The Amilcar seen here at Hyde Park this year is the closest thing I could find on the day to my all-time favourite motor car – the Samson of M. Hulot. It has a little more style that the Samson, and this could be a problem for me as I have no style whatsoever, but for a car as lovely as this I would be prepared to wash, shave, and dress.
It is hard for a person with a limited grasp of the French language to read literature of the period – the 1920’s – and understand all the nuances of the country. I depend upon English translations and these can sometimes be a view filtered through glass coloured by any number of biases. But one does not need to be a master of literature to appreciate an object of the period – whether it be art, furniture, architecture, or mechanics. Thus the Amilcar acts simultaneously as a vigorous stimulant and delightful object of art.
And it is an adventure. Who could set out for any destination in this little roadster without experiencing a thrill of discovery – of danger, of wind, and dust, and velocity. Rain, too, though there is some provision for protection on the port quarter of the boat tail. Neither the driver nor the passenger will be in comfort, but neither will they care – they are racing against the clock to Monte Carlo, or Rheims, or the local IGA. And the Polly Farmer Tunnel at 80 Kph must be as good as a ride at Disneyland!
I’m rarely jealous of others’ motor cars. The troubles and expenses that they are faced with are a barrier to me – but I would be prepared to face them if there were a little mechanical delight like this as the reward.
But one thing puzzles…the blue triangle. I cannot find any sensible reference to it in a Google search. Perhaps readers can enlighten me.
Addendum: The Leatherworking Reverand has supplied an answer – apparently the blue triangle is an indicator panel required under CAMS rules to indicate where the battery of the car is located – for vintage motor racing. Thank you, Reverand.
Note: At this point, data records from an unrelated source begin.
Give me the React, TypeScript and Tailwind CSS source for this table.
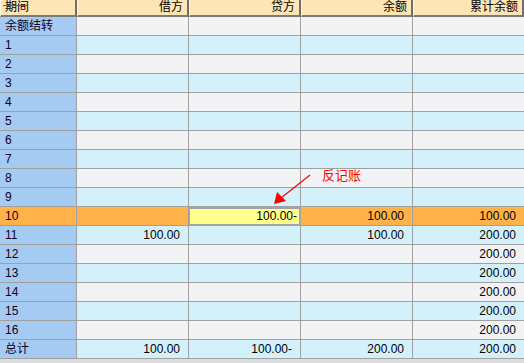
import React from 'react';

type Row = {
  label: string;
  debit?: string;
  credit?: string;
  balance?: string;
  total?: string;
};

const rows: Row[] = [
  { label: '余额结转' },
  { label: '1' },
  { label: '2' },
  { label: '3' },
  { label: '4' },
  { label: '5' },
  { label: '6' },
  { label: '7' },
  { label: '8' },
  { label: '9' },
  { label: '10', credit: '100.00-', balance: '100.00', total: '100.00' },
  { label: '11', debit: '100.00', balance: '100.00', total: '200.00' },
  { label: '12', total: '200.00' },
  { label: '13', total: '200.00' },
  { label: '14', total: '200.00' },
  { label: '15', total: '200.00' },
  { label: '16', total: '200.00' },
  { label: '总计', debit: '100.00', credit: '100.00-', balance: '200.00', total: '200.00' },
];

const font = { fontFamily: '"Liberation Sans", "Noto Sans CJK SC", sans-serif' };

const headers = ['借方', '贷方', '余额', '累计余额'];

const App: React.FC = () => {
  return (
    <div className="relative w-[524px] h-[363px] bg-[#dcdcdc] overflow-hidden text-[12px] text-black" style={font}>
      {/* header */}
      <div className="grid grid-cols-[77px_112px_112px_112px_111px] h-[17px]">
        <div className="relative bg-[#fee5b6] border-l border-[#fff6e4] border-r-2 border-r-[#6e6e6e] border-b-2 border-b-[#7a7a7a] pl-[4px] leading-[15px]">
          期间
          <span className="absolute left-[2px] top-[5px] w-[24px] h-[1px] bg-[#e03020]" />
        </div>
        {headers.map((h) => (
          <div
            key={h}
            className="bg-[#fee5b6] border-l border-[#fff6e4] border-r-2 border-r-[#6e6e6e] border-b-2 border-b-[#7a7a7a] pr-[4px] text-right leading-[15px]"
          >
            {h}
          </div>
        ))}
      </div>

      {/* body */}
      {rows.map((r, i) => {
        const hot = r.label === '10';
        const bg = hot ? 'bg-[#ffb24a]' : i % 2 === 1 ? 'bg-[#d3f1fb]' : 'bg-[#f3f2f5]';
        return (
          <div key={r.label} className="grid grid-cols-[77px_112px_112px_112px_111px] h-[19px]">
            <div className={`${hot ? 'bg-[#ffb24a]' : 'bg-[#a5cbf3]'} border-r border-b border-[#a0a0a0] pl-[5px] leading-[18px] text-[#100020]`}>
              {r.label}
            </div>
            <div className={`${bg} border-r border-b border-[#a0a0a0] pr-[8px] text-right leading-[18px]`}>{r.debit}</div>
            {hot ? (
              <div className="bg-[#ffff8c] border-[2px] border-[#a4a4a4] border-l-[1px] pr-[2px] text-right leading-[15px]">
                {r.credit}
              </div>
            ) : (
              <div className={`${bg} border-r border-b border-[#a0a0a0] pr-[8px] text-right leading-[18px]`}>{r.credit}</div>
            )}
            <div className={`${bg} border-r border-b border-[#a0a0a0] pr-[8px] text-right leading-[18px]`}>{r.balance}</div>
            <div className={`${bg} border-b border-[#a0a0a0] pr-[8px] text-right leading-[18px]`}>{r.total}</div>
          </div>
        );
      })}

      {/* annotation */}
      <span className="absolute left-[322px] top-[168px] text-[13px] text-[#ff0000] leading-[16px]">反记账</span>
      <svg className="absolute left-0 top-0" width="524" height="363">
        <line x1="310" y1="175" x2="281" y2="198" stroke="#ff0000" strokeWidth="1.2" />
        <polygon points="274,204 277,192 286,201" fill="#ff0000" />
      </svg>
    </div>
  );
};

export default App;
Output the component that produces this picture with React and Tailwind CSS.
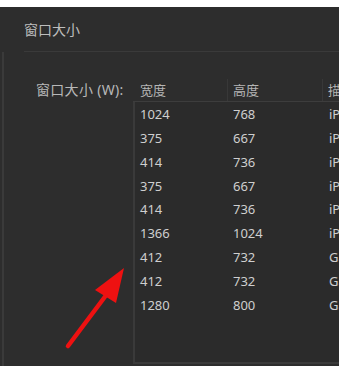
import React from "react";

const rows = [
  ["1024", "768", "iPad"],
  ["375", "667", "iPhone"],
  ["414", "736", "iPhone"],
  ["375", "667", "iPhone"],
  ["414", "736", "iPhone"],
  ["1366", "1024", "iPad"],
  ["412", "732", "Galaxy"],
  ["412", "732", "Galaxy"],
  ["1280", "800", "Galaxy"],
];

export default function App() {
  return (
    <div
      className="relative flex h-[366px] w-[339px] flex-col overflow-hidden bg-white text-[13px] text-[#cfcfcf]"
      style={{ fontFamily: '"Noto Sans", "Noto Sans CJK SC", sans-serif' }}
    >
      <div className="h-[7px] shrink-0 bg-white" />
      <div className="flex flex-1 flex-col bg-[#2d2d2d]">
        <div className="flex h-[44px] items-center pl-[24px] text-[14px] text-[#bdbdbd]">窗口大小</div>
        <div className="ml-[24px] h-px bg-[#3a3a3a]" />
        <div className="ml-[2px] flex flex-1 border-l-2 border-[#3a3a3a] pt-[27px]">
          <div className="w-[129px] shrink-0 pl-[32px] text-[14px] tracking-[0.3px] text-[#b8b8b8]">窗口大小 (W):</div>
          <div className="flex flex-1 flex-col">
            <div className="flex h-[23px] border-b border-[#3d3d3d] text-[#b5b5b5]">
              <div className="w-[95px] border-r border-[#383838] pl-[7px] leading-[22px]">宽度</div>
              <div className="w-[95px] border-r border-[#383838] pl-[5px] leading-[22px]">高度</div>
              <div className="flex-1 pl-[5px] leading-[22px]">描述</div>
            </div>
            <div className="mb-[2px] flex-1 border-b-2 border-l-2 border-[#3a3a3a] bg-[#2b2b2b] pt-[1px]">
              {rows.map((r, i) => (
                <div key={i} className="flex h-[23.8px] items-center">
                  <div className="w-[95px] pl-[5px]">{r[0]}</div>
                  <div className="w-[95px] pl-[3px]">{r[1]}</div>
                  <div className="flex-1 whitespace-nowrap pl-[4px]">{r[2]}</div>
                </div>
              ))}
            </div>
          </div>
        </div>
      </div>
      <svg className="absolute left-0 top-0" width="339" height="366" viewBox="0 0 339 366">
        <line x1="68" y1="346" x2="110" y2="290" stroke="#ee1111" strokeWidth="4.5" strokeLinecap="round" />
        <polygon points="124,268 95,290 116,303" fill="#ee1111" />
      </svg>
    </div>
  );
}
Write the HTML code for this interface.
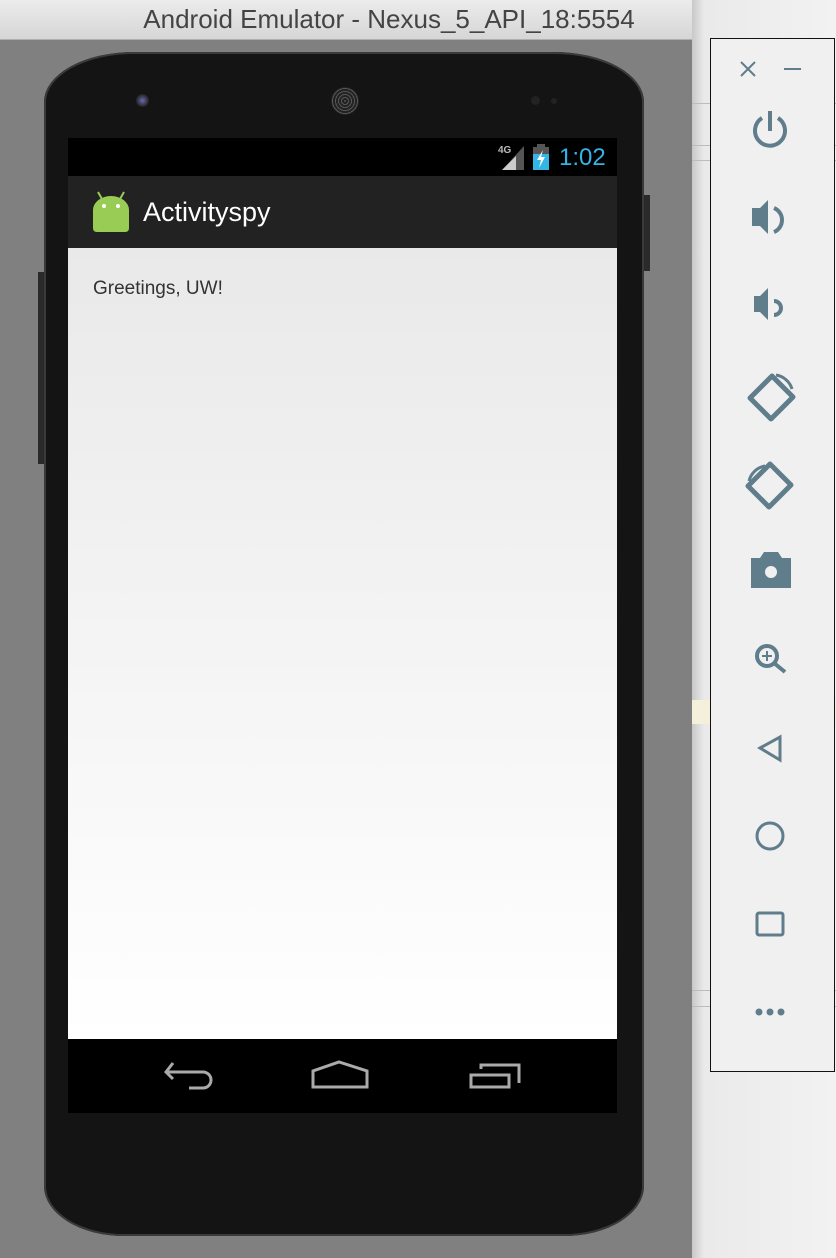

Particularly if they are talking about old Australian racing cars.
Once you pass the three-mile limit out of Southhampton, Le Havre, or Los Angeles and head for the Southern Hemisphere you are allowed to take off some of your pre-conceptions and store them in your luggage. You will not need them for the sea voyage and no-one on shore in Australia or New Zealand wants to handle them. Just dress comfortably and be prepared to see it all.
Thus the car in this post. The obvious clues say it is from Northam in Western Australia and it has been on the old Caversham motor race circuit in the Swan Valley. It was once a Chevrolet, and may still be, for all we can tell. It is blue. There are four wheels contacting the ground and two more available on the sides. Beyond this you must make your own judgements.
I think it is a special built on the chassis of a 30’s Chevrolet. I can’t guess whether it once had a coupe, sedan, or ute body, but all that has remained of the housings are the radiator shell, cowl and bonnet. Perhaps the builder found it in this bare condition and then let the imagination loose on it.
The design owes much to imagination – and to the shapes of 1930’s sedans, 1920’s speedsters. and 1910’s aircraft. I should not be surprised to see those two ring-shaped cowling at the rear surmounted by Lewis gun rings. They would make a wonderful accessory for Saturday night in downtown Northam.
I cannot praise the builder enough for the use of canvas over wood formers to make the boat-tail body. The workmanship is superb and the design is bizarre in the best possible way. The canvas mud-guards held in place by cord and stays add the final touch – nautical I should say. I would not be surprised to see the vehicle fitted with red and green navigation lights and a steam siren.
Was it an old-time racer? Is it a fantasy of old time racing? Is it a Steampunk family excursion car? Is there too much spare time down on the old farm? I cannot say – but I am glad that I got to see this sort of thing. It is the art of the amateur mechanic at its best. Australia has people like this all over the place – suburbs as well as country – and it is to the credit of the country that they can think outside the box every day.